Big story #1: The massive snowstorm that crippled China’s rail lines, leading to power and food shortages, loss of mobile phone communications (in poor ol’ Guizhou), at least dozens dead, and the loss of at least 32 billion RMB.
Big story #2: Tainted leukemia medication leaves Chinese patients paralyzed due to contamination.
Guess what these tragedies share in common?
The heavy hand of government fiat! Yes, the power shortages are in no small way due to the fact the government capped the price of power in a short-sighted maneuver so consumers wouldn’t feel the pinch of rising coal prices, and so coal plants had little incentive to stock up for any sudden freezes. Meanwhile the leukemia medication was tainted because the company got sloppy, again in no small way due to the fact that the government ordered that they charge only 1.9 yuan for it, according to the China’s FDA via Southern Weekend via Time.
Aren’t these guys suppose to be Milton Friedman addicts? What happened to the Chinese government being run by a bunch of technocrats with engineering degrees?

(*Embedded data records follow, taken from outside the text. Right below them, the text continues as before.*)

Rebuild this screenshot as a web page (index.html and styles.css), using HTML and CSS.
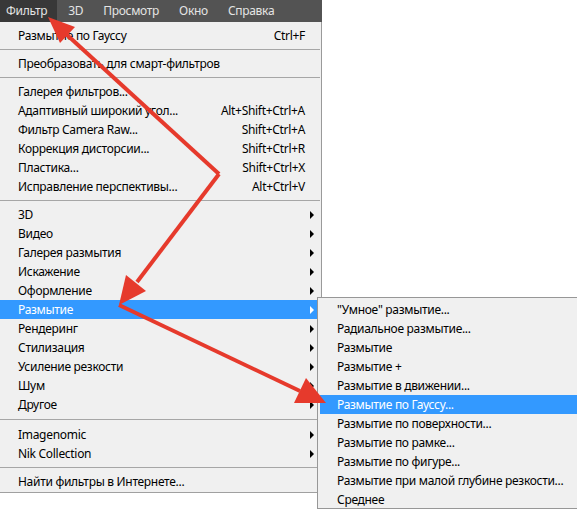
FILE: index.html
```html
<!DOCTYPE html>
<html>
<head lang="ru">
    <meta charset="UTF-8">
    <title>Фильтр</title>
    <link rel="stylesheet" href="styles.css">
</head>
<body>
<div class="menubar">
    <span class="menubar-item active">Фильтр</span>
    <span class="menubar-item">3D</span>
    <span class="menubar-item">Просмотр</span>
    <span class="menubar-item">Окно</span>
    <span class="menubar-item">Справка</span>
</div>
<div class="menu">
    <div class="menu-item"><span>Размытие по Гауссу</span><span class="key">Ctrl+F</span></div>
    <div class="menu-sep"></div>
    <div class="menu-item"><span>Преобразовать для смарт-фильтров</span></div>
    <div class="menu-sep"></div>
    <div class="menu-item"><span>Галерея фильтров...</span></div>
    <div class="menu-item"><span>Адаптивный широкий угол...</span><span class="key">Alt+Shift+Ctrl+A</span></div>
    <div class="menu-item"><span>Фильтр Camera Raw...</span><span class="key">Shift+Ctrl+A</span></div>
    <div class="menu-item"><span>Коррекция дисторсии...</span><span class="key">Shift+Ctrl+R</span></div>
    <div class="menu-item"><span>Пластика...</span><span class="key">Shift+Ctrl+X</span></div>
    <div class="menu-item"><span>Исправление перспективы...</span><span class="key">Alt+Ctrl+V</span></div>
    <div class="menu-sep"></div>
    <div class="menu-item sub"><span>3D</span><i class="arrow"></i></div>
    <div class="menu-item sub"><span>Видео</span><i class="arrow"></i></div>
    <div class="menu-item sub"><span>Галерея размытия</span><i class="arrow"></i></div>
    <div class="menu-item sub"><span>Искажение</span><i class="arrow"></i></div>
    <div class="menu-item sub"><span>Оформление</span><i class="arrow"></i></div>
    <div class="menu-item sub selected"><span>Размытие</span><i class="arrow"></i></div>
    <div class="menu-item sub"><span>Рендеринг</span><i class="arrow"></i></div>
    <div class="menu-item sub"><span>Стилизация</span><i class="arrow"></i></div>
    <div class="menu-item sub"><span>Усиление резкости</span><i class="arrow"></i></div>
    <div class="menu-item sub"><span>Шум</span><i class="arrow"></i></div>
    <div class="menu-item sub"><span>Другое</span><i class="arrow"></i></div>
    <div class="menu-sep wide"></div>
    <div class="menu-item sub"><span>Imagenomic</span><i class="arrow"></i></div>
    <div class="menu-item sub"><span>Nik Collection</span><i class="arrow"></i></div>
    <div class="menu-sep"></div>
    <div class="menu-item"><span>Найти фильтры в Интернете...</span></div>
</div>
<div class="submenu">
    <div class="submenu-item">"Умное" размытие...</div>
    <div class="submenu-item">Радиальное размытие...</div>
    <div class="submenu-item">Размытие</div>
    <div class="submenu-item">Размытие +</div>
    <div class="submenu-item">Размытие в движении...</div>
    <div class="submenu-item selected">Размытие по Гауссу...</div>
    <div class="submenu-item">Размытие по поверхности...</div>
    <div class="submenu-item">Размытие по рамке...</div>
    <div class="submenu-item">Размытие по фигуре...</div>
    <div class="submenu-item">Размытие при малой глубине резкости...</div>
    <div class="submenu-item">Среднее</div>
</div>
<!-- стрелки поверх меню -->
<svg class="arrows" width="577" height="512" viewBox="0 0 577 512">
    <g stroke="#e63a2c" stroke-width="4" fill="none">
        <line x1="219" y1="174" x2="66" y2="34"/>
        <line x1="219" y1="174" x2="137" y2="282"/>
        <line x1="119" y1="305" x2="300" y2="391"/>
    </g>
    <g fill="#e63a2c">
        <polygon points="48,17 75,27 60,43"/>
        <polygon points="119,305 126,275 146,291"/>
        <polygon points="326,403 306,378 294,403"/>
    </g>
</svg>
</body>
</html>
```
FILE: styles.css
```css
body{
    margin: 0;
    background: #fff;
    font: 12px "Noto Sans", "Liberation Sans", sans-serif;
    letter-spacing: -0.3px;
    color: #000;
}
.menubar{
    display: flex;
    width: 322px;
    height: 22px;
    background: #535353;
    color: #e4e4e4;
}
.menubar-item{
    line-height: 22px;
    padding: 0 10px;
}
.menubar-item.active{
    background: #383838;
    padding: 0 10px 0 6px;
}
.menubar-item.active + .menubar-item{
    padding-left: 11px;
}
.menu{
    width: 322px;
    box-sizing: border-box;
    background: #f0f0f0;
    border-right: 1px solid #9a9a9a;
    border-bottom: 1px solid #a0a0a0;
    padding: 4px 0 1px;
}
.menu-item{
    display: flex;
    justify-content: space-between;
    align-items: center;
    height: 19px;
    padding: 0 16px 0 18px;
    white-space: nowrap;
}
.menu-item.sub{
    padding-right: 7px;
}
.menu-item.selected{
    background: #3399ff;
    color: #fff;
}
.arrow{
    width: 0;
    height: 0;
    border-top: 4px solid transparent;
    border-bottom: 4px solid transparent;
    border-left: 4px solid #000;
}
.selected .arrow{
    border-left-color: #fff;
}
.menu-sep{
    height: 1px;
    margin: 4px 1px 4px 0;
    background: #a6a6a6;
}
.menu-sep.wide{
    margin-top: 5px;
    margin-bottom: 5px;
}
.submenu{
    position: absolute;
    left: 317px;
    top: 297px;
    width: 280px;
    height: 212px;
    box-sizing: border-box;
    background: #f0f0f0;
    border: 1px solid #979797;
    padding: 2px 2px 0;
}
.submenu-item{
    height: 19px;
    line-height: 19px;
    padding-left: 17px;
    white-space: nowrap;
}
.submenu-item.selected{
    background: #3399ff;
    color: #fff;
}
.arrows{
    position: absolute;
    left: 0;
    top: 0;
    pointer-events: none;
}
```
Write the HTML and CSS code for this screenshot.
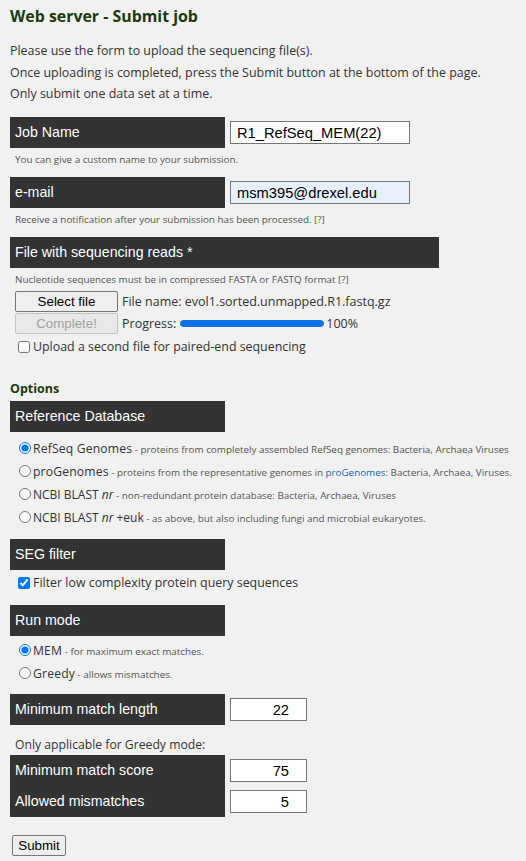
FILE: index.html
```html
<!DOCTYPE html>
<html>
<head>
<meta charset="utf-8">
<link rel="stylesheet" href="styles.css">
</head>
<body>
<h1 class="title">Web server - Submit job</h1>
<p class="intro">Please use the form to upload the sequencing file(s).<br>Once uploading is completed, press the Submit button at the bottom of the page.<br>Only submit one data set at a time.</p>

<div class="field field-job">
  <div class="label">Job Name</div>
  <input class="text-input" type="text" value="R1_RefSeq_MEM(22)">
</div>
<div class="hint">You can give a custom name to your submission.</div>

<div class="field field-email">
  <div class="label">e-mail</div>
  <input class="text-input autofill" type="text" value="msm395@drexel.edu">
</div>
<div class="hint">Receive a notification after your submission has been processed. [?]</div>

<div class="label label-wide">File with sequencing reads *</div>
<div class="hint">Nucleotide sequences must be in compressed FASTA or FASTQ format [?]</div>

<div class="upload-row">
  <button class="btn btn-file" type="button">Select file</button>
  <span class="upload-text">File name: evol1.sorted.unmapped.R1.fastq.gz</span>
</div>
<div class="upload-row">
  <button class="btn btn-file" type="button" disabled>Complete!</button>
  <span class="upload-text">Progress:</span>
  <span class="progress"><span class="progress-fill" style="width:100%"></span></span>
  <span class="upload-text pct">100%</span>
</div>
<label class="check-row check-upload"><input type="checkbox"><span>Upload a second file for paired-end sequencing</span></label>

<h2 class="options">Options</h2>
<div class="label label-ref">Reference Database</div>
<div class="radio-list">
  <label class="radio-row"><input type="radio" name="db" checked><span class="radio-text"><span class="big">RefSeq Genomes</span><span class="desc">&nbsp;- proteins from completely assembled RefSeq genomes: Bacteria, Archaea Viruses</span></span></label>
  <label class="radio-row"><input type="radio" name="db"><span class="radio-text"><span class="big">proGenomes</span><span class="desc">&nbsp;- proteins from the representative genomes in <a class="link">proGenomes</a>: Bacteria, Archaea, Viruses.</span></span></label>
  <label class="radio-row"><input type="radio" name="db"><span class="radio-text"><span class="mid">NCBI BLAST <i>nr</i></span><span class="desc">&nbsp;- non-redundant protein database: Bacteria, Archaea, Viruses</span></span></label>
  <label class="radio-row"><input type="radio" name="db"><span class="radio-text"><span class="mid">NCBI BLAST <i>nr</i> +euk</span><span class="desc">&nbsp;- as above, but also including fungi and microbial eukaryotes.</span></span></label>
</div>

<div class="label label-seg">SEG filter</div>
<label class="check-row check-seg"><input type="checkbox" checked><span>Filter low complexity protein query sequences</span></label>

<div class="label label-run">Run mode</div>
<div class="radio-list radio-list-run">
  <label class="radio-row"><input type="radio" name="mode" checked><span class="radio-text"><span class="big">MEM</span><span class="desc">&nbsp;- for maximum exact matches.</span></span></label>
  <label class="radio-row"><input type="radio" name="mode"><span class="radio-text"><span class="big">Greedy</span><span class="desc">&nbsp;- allows mismatches.</span></span></label>
</div>

<div class="field field-min">
  <div class="label">Minimum match length</div>
  <input class="num-input" type="text" value="22">
</div>
<div class="note">Only applicable for Greedy mode:</div>
<div class="group">
  <div class="field field-tight">
    <div class="label">Minimum match score</div>
    <input class="num-input" type="text" value="75">
  </div>
  <div class="field field-tight">
    <div class="label">Allowed mismatches</div>
    <input class="num-input" type="text" value="5">
  </div>
</div>

<button class="btn btn-submit" type="button">Submit</button>
</body>
</html>
```

FILE: styles.css
```css
html, body {
  margin: 0;
  padding: 0;
  background: #f1f1f1;
}
body {
  padding: 0 10px;
  font-family: "Open Sans", "Noto Sans", sans-serif;
  color: #333;
}
.title {
  margin: 3px 0 0 0;
  font-size: 15.9px;
  line-height: 26px;
  font-weight: 700;
  color: #1d3a0c;
}
.intro {
  margin: 11px 0 0 0;
  font-size: 12.45px;
  line-height: 21.5px;
  color: #333;
}
.field {
  display: flex;
  align-items: center;
  gap: 5px;
}
.field-job { margin-top: 12px; }
.field-email { margin-top: 7px; }
.label {
  box-sizing: border-box;
  width: 215px;
  height: 31px;
  padding-left: 5px;
  display: flex;
  align-items: center;
  flex-shrink: 0;
  background: #333;
  color: #fff;
  font-family: "Liberation Sans", Arial, sans-serif;
  font-size: 14.2px;
}
.label-wide {
  width: 429px;
  margin-top: 7px;
}
.text-input {
  box-sizing: border-box;
  width: 180px;
  height: 23px;
  margin: 0;
  padding: 1px 6px 0;
  border: 1px solid #767676;
  border-radius: 0;
  background: #fff;
  font-family: "Liberation Sans", Arial, sans-serif;
  font-size: 14.7px;
  color: #000;
}
.autofill { background: #e8f0fe; }
.num-input {
  box-sizing: border-box;
  width: 77px;
  height: 23px;
  margin: 0;
  padding: 1px 17px 0 4px;
  border: 1px solid #767676;
  border-radius: 0;
  background: #fff;
  text-align: right;
  font-family: "Liberation Sans", Arial, sans-serif;
  font-size: 14.7px;
  color: #000;
}
.hint {
  padding-left: 5px;
  font-size: 9.85px;
  line-height: 22px;
  color: #555;
}
.upload-row {
  display: flex;
  align-items: center;
  gap: 4px;
  height: 21px;
  margin-top: 1px;
  padding-left: 5px;
}
.btn {
  box-sizing: border-box;
  margin: 0;
  border: 1px solid #767676;
  border-radius: 2px;
  background: #efefef;
  color: #000;
  font-family: "Liberation Sans", Arial, sans-serif;
  font-size: 13.33px;
  padding: 0;
}
.btn-file {
  width: 103px;
  height: 21px;
  line-height: 19px;
}
.btn-file:disabled {
  color: #a0a0a0;
  border-color: #c5c5c5;
  background: #e9e9e9;
}
.upload-text {
  font-size: 12.5px;
  color: #333;
}
.progress {
  display: block;
  width: 144px;
  height: 7px;
  border-radius: 4px;
  background: #e0e0e0;
  overflow: hidden;
}
.progress-fill {
  display: block;
  height: 100%;
  background: #0b6fe6;
  border-radius: 4px;
}
.pct { margin-left: -2px; }
.check-row {
  display: flex;
  align-items: center;
  height: 22px;
  padding-left: 8px;
  font-size: 12.4px;
  color: #333;
}
.check-row input {
  margin: 0 3px 0 0;
  width: 12px;
  height: 12px;
}
.check-upload { margin-top: 2px; }
.options {
  margin: 21px 0 0 0;
  font-size: 12.5px;
  line-height: 20px;
  font-weight: 700;
  color: #1d3a0c;
}
.label-ref { margin-top: 2px; }
.radio-list {
  margin-top: 5px;
  padding-left: 9px;
}
.radio-row {
  display: flex;
  align-items: center;
  height: 23px;
  white-space: nowrap;
}
.radio-row input {
  margin: 0 2px 0 0;
  width: 12px;
  height: 12px;
}
.radio-text {
  line-height: 16px;
}
.big {
  font-size: 12.2px;
  letter-spacing: 0.15px;
  color: #333;
}
.mid {
  font-size: 12px;
  color: #333;
}
.desc {
  font-size: 9.85px;
  color: #555;
}
.link { color: #1a63b8; }
.label-seg { margin-top: 10px; }
.check-seg { margin-top: 2px; }
.label-run { margin-top: 11px; }
.radio-list-run { margin-top: 3px; }
.field-min { margin-top: 9px; }
.note {
  margin-top: 10px;
  padding-left: 5px;
  font-size: 12.2px;
  line-height: 20px;
  color: #333;
}
.group {
  width: 215px;
  background: #333;
}
.group .field { width: 320px; }
.btn-submit {
  display: block;
  margin: 18px 0 0 2px;
  width: 54px;
  height: 21px;
  line-height: 19px;
}
```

How about subsidizing some of that coal for those power producers or medicine from pharmas that you’re asking to be good samaritans?
How about considering the limits of nationalism as a guarantee that you can just up and tell a company to screw making money when you kinda told them that’s all they really ought to spend their time on?
How about thinking ahead to having some sort of plan for how to disseminate information and manage crowds when the only rail link for Sichuan migrants in Guangzhou goes splat?
Fuck that, what happened to paying attention to the weather report?
Jan 26: lots of snow, big red thing pointing at Guangzhou.
Or how about thinking about instituting a social safety net before, not during or after, you start gettin’ rocked by inflation?
How about some solution that involves thinking long term, building long term trust between government, business and the public, not subobtimizing everything, and getting everybody in China to stop hunting rabbits all the time and go catch a stag for once. So far the only people who seem to have had even a smidgeon of that kinda thinking the PX actors of Xiamen.
These guys aren’t technocrats. They’re short-sighted, reactive populists. And they’re terrible at it.